With the invention of writing, formal pictorial representation to modern languages, picture texts developed over varied traditions and beliefs throughout the centuries in different parts of the world. Nowadays, we somehow tend to elevate text over the image, as words play an inextricable part in everyday communication, collective knowledge and culture. However, with the invention and development of fast-changing technologies at the end of the 20th century, we came back to contemplate the importance of visuals as equal to text.
This phenomenon is not new, but in fact, happened around 1977, with personal computers becoming mass-market consumer devices. To follow, the internet becoming mainstream has developed new ways of reading and searching for information. 'Reading and writing' as we know it inevitably has changed. So has changed our collective conscience and the ways we acquire knowledge. What remains, however, is a written word that is powerful and open for manipulation along with the image ever-presented and embedded in our realities.
(MULTIMODALITY - multimodal discourse - the modes and media of contemporary communication- application of various literacies within one medium - COMES TO MIND in school settings and working environments.)
At the beginning of time, the world seemed like a chain of unexplained occurrences not understood by the primitive mind. Before prehistoric man could have expressed himself with words, the body language guided by emotions was his main forms of communication. This over time started forming pictograms and symbols, and languages started to develop.
Any change built up the suggestion and meaning "and the word itself is endowed with great power" (Berjouhi Bowler, 'The world as image', p.8.). Powerful words shaped as symbols and icons started appearing in manuscripts, on everyday items, as decoration and healing and protective material - 'an amulet'. The magic powers to protect against the unknown.
The art of pictured writing was a magic skill associated with heavenly attributes.
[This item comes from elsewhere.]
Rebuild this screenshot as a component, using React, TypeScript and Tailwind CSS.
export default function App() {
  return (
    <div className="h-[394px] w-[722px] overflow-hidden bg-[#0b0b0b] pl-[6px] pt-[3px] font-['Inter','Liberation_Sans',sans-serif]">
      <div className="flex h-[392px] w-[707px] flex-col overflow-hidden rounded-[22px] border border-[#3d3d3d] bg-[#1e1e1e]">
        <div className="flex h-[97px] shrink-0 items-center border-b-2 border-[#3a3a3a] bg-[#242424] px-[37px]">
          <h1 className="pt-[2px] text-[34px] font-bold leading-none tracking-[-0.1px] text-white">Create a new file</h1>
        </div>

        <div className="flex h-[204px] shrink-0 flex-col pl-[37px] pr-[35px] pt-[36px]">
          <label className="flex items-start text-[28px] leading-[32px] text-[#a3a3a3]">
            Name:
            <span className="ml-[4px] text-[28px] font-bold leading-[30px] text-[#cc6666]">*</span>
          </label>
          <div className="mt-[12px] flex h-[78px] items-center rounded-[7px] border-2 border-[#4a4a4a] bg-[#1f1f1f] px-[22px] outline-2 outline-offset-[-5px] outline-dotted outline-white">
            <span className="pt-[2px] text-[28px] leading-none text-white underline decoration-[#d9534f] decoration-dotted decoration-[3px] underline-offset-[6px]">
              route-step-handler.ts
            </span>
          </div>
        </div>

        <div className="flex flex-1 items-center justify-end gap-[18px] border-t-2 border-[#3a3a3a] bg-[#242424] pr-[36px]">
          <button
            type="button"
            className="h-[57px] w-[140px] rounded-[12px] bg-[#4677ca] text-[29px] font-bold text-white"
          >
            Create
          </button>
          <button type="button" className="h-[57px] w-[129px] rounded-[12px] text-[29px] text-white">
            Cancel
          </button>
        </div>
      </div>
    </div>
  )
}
The picture text described emotions in varied forms.
JAPANESE ZEN CALIGRAPHY
MULLAH MIR ALI, THE PERSIAN CALLIGRAPHER HAS SAID:
'My pen works miracles and rightly enough is the form of my words proud of its superiority over its meaning. To each of the curves of my letters, the heavenly vault confesses its bondage in slavery. The value of each of my strokes is eternity itself.' (p.8.)
Text carried mystical powers and pictured something beyond one's comprehension. As a visual talisman to protect and cure. Reading such artefact could have been a strict discipline. However, elevating and liberating in the end. Decoding of the meaning could have taken a road to a new form of understanding. The duality of forms in search of the greater meaning.
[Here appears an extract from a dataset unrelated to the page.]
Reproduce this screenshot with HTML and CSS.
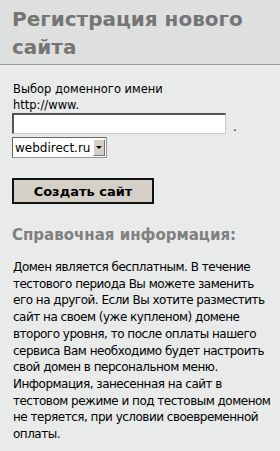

Pictured poems backdating to the third century BC.
CALLIGRAMS - a word or piece of text in which the design and layout of the letters create a visual image related to the meaning of the words themselves.
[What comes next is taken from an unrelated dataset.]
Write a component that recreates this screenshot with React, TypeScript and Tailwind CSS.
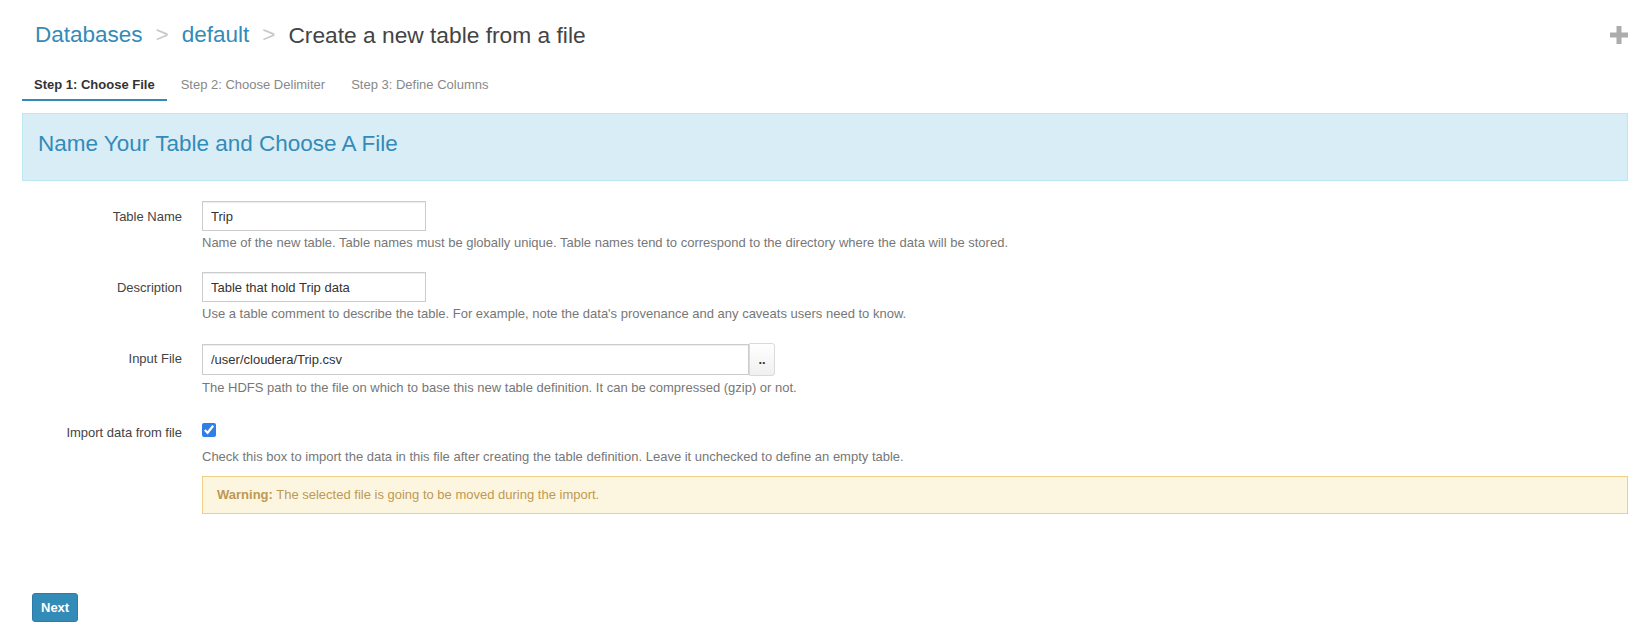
import React from 'react';

const PlusIcon = () => (
  <svg width="18" height="18" viewBox="0 0 18 18">
    <path d="M6.5 0h5v6.5H18v5h-6.5V18h-5v-6.5H0v-5h6.5z" fill="#acacac" />
  </svg>
);

function Field({ label, help, children }: { label: string; help: string; children: React.ReactNode }) {
  return (
    <div className="flex mb-[20px]">
      <label className="w-[160px] shrink-0 text-right pt-[7px] leading-[18px] text-[13px] text-[#444]">{label}</label>
      <div className="ml-[20px] flex-1">
        {children}
        <div className="mt-[3px] leading-[18px] text-[13px] text-[#777]">{help}</div>
      </div>
    </div>
  );
}

export default function App() {
  const tabs = ['Step 1: Choose File', 'Step 2: Choose Delimiter', 'Step 3: Define Columns'];

  return (
    <div className="min-h-[636px] bg-white pl-[22px] pr-[20px] font-['Liberation_Sans',Arial,sans-serif]">
      <div className="flex items-center justify-between pt-[22px] h-[48px]">
        <div className="flex items-center pl-[13px] text-[22.5px] leading-[26px]">
          <a className="text-[#338bb8]">Databases</a>
          <span className="mx-[13px] text-[#c8c8c8]">&gt;</span>
          <a className="text-[#338bb8]">default</a>
          <span className="mx-[13px] text-[#c8c8c8]">&gt;</span>
          <span className="text-[22.75px] text-[#444]">Create a new table from a file</span>
        </div>
        <PlusIcon />
      </div>

      <div className="flex mt-[25px] text-[13px] leading-[18px]">
        {tabs.map((t, i) => (
          <div
            key={t}
            className={
              i === 0
                ? 'mr-[2px] px-[12px] pt-[3px] pb-[5px] border-b-2 border-[#338bb8] font-bold text-[#333]'
                : 'mr-[2px] px-[12px] pt-[3px] pb-[5px] border-b-2 border-transparent text-[#888]'
            }
          >
            {t}
          </div>
        ))}
      </div>

      <div className="mt-[12px] border border-[#bce8f1] bg-[#d9edf7] pl-[15px] pt-[16px] pb-[22px]">
        <h3 className="text-[22.5px] leading-[28px] text-[#338bb8]">Name Your Table and Choose A File</h3>
      </div>

      <div className="mt-[20px]">
        <Field label="Table Name" help="Name of the new table. Table names must be globally unique. Table names tend to correspond to the directory where the data will be stored.">
          <input
            readOnly
            value="Trip"
            className="w-[224px] h-[30px] border border-[#ccc] px-[8px] text-[13px] text-[#333] shadow-[inset_0_1px_1px_rgba(0,0,0,0.075)] outline-none"
          />
        </Field>
        <Field label="Description" help="Use a table comment to describe the table. For example, note the data's provenance and any caveats users need to know.">
          <input
            readOnly
            value="Table that hold Trip data"
            className="w-[224px] h-[30px] border border-[#ccc] px-[8px] text-[13px] text-[#333] shadow-[inset_0_1px_1px_rgba(0,0,0,0.075)] outline-none"
          />
        </Field>
        <Field label="Input File" help="The HDFS path to the file on which to base this new table definition. It can be compressed (gzip) or not.">
          <div className="flex items-start">
            <input
              readOnly
              value="/user/cloudera/Trip.csv"
              className="mt-[1px] w-[547px] h-[31px] border border-[#ccc] px-[8px] text-[13px] text-[#333] shadow-[inset_0_1px_1px_rgba(0,0,0,0.075)] outline-none"
            />
            <button className="w-[26px] h-[33px] border border-[#dadada] rounded-r-[3px] bg-gradient-to-b from-white to-[#f0f0f0] text-[13px] font-bold leading-none text-[#333]">
              ..
            </button>
          </div>
        </Field>

        <div className="flex">
          <label className="w-[160px] shrink-0 text-right pt-[7px] leading-[18px] text-[13px] text-[#444]">Import data from file</label>
          <div className="ml-[20px] flex-1">
            <div className="h-[30px] pt-[6px]">
              <input type="checkbox" checked readOnly className="block m-0 w-[14px] h-[14px] accent-[#2f7fe6]" />
            </div>
            <div className="mt-[1px] leading-[18px] text-[13px] text-[#777]">
              Check this box to import the data in this file after creating the table definition. Leave it unchecked to define an empty table.
            </div>
            <div className="mt-[10px] border border-[#efcf86] bg-[#fcf6e1] px-[14px] py-[9px] leading-[18px] text-[13px] text-[#c09853]">
              <b>Warning:</b> The selected file is going to be moved during the import.
            </div>
          </div>
        </div>
      </div>

      <div className="mt-[79px] pl-[10px]">
        <button className="h-[29px] px-[8px] rounded-[3px] border border-[#2c7cab] bg-[#338bb8] text-[13px] font-bold text-white">
          Next
        </button>
      </div>
    </div>
  );
}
A set of poems by Guillaume Apollinaire
TECHNOPAEGNIA - [German version] - Poems that depict an object (lit.: 'Jests that reveal their maker's skill'). Viewed semiotically, they link the graphic and iconic with the linguistic and symbolic [4.140; 3]. The simultaneous occurrence of these affects the process of reception, which alternates between reading the words and looking at the image (full perception of technopaegnia can only be visual). A distinction can be made between: (a) outline poems, in which, based on polymetric verses, the outline shape of an object is reflected (technopaegnia in the narrower sense. [Technopaegnia — Brill (brillonline.com) [ACCESSED 29.11.2020]
To portray words more than just letters, alphabets, to go beyond the meaning of obvious and present and find supernatural and sacred! To capture the sound and the essence of personal and collective experience.
SUPRANATIONAL (TO TRANSCEND NATIONAL BOUNDARIES OR GOVERNMENTS) - TRANCELIKE - COMMUNAL RITUAL EXPERIENCE - EMBRACEMENT OF UNFATHOMABLE (INCAPABLE OF BEING FULLY EXPLORED OR UNDERSTOOD) -
In the modern world, the pictured text is mainly associated with the CONCRETE POETRY movement from the 1940s and their idea of language-text as an image representation forming new concepts for expression. The Futurist and Dadaist began this process two decades earlier until its full fruition by concrete poets. The language was taken apart, its broken syntax with grammar and orthography rules were rejected!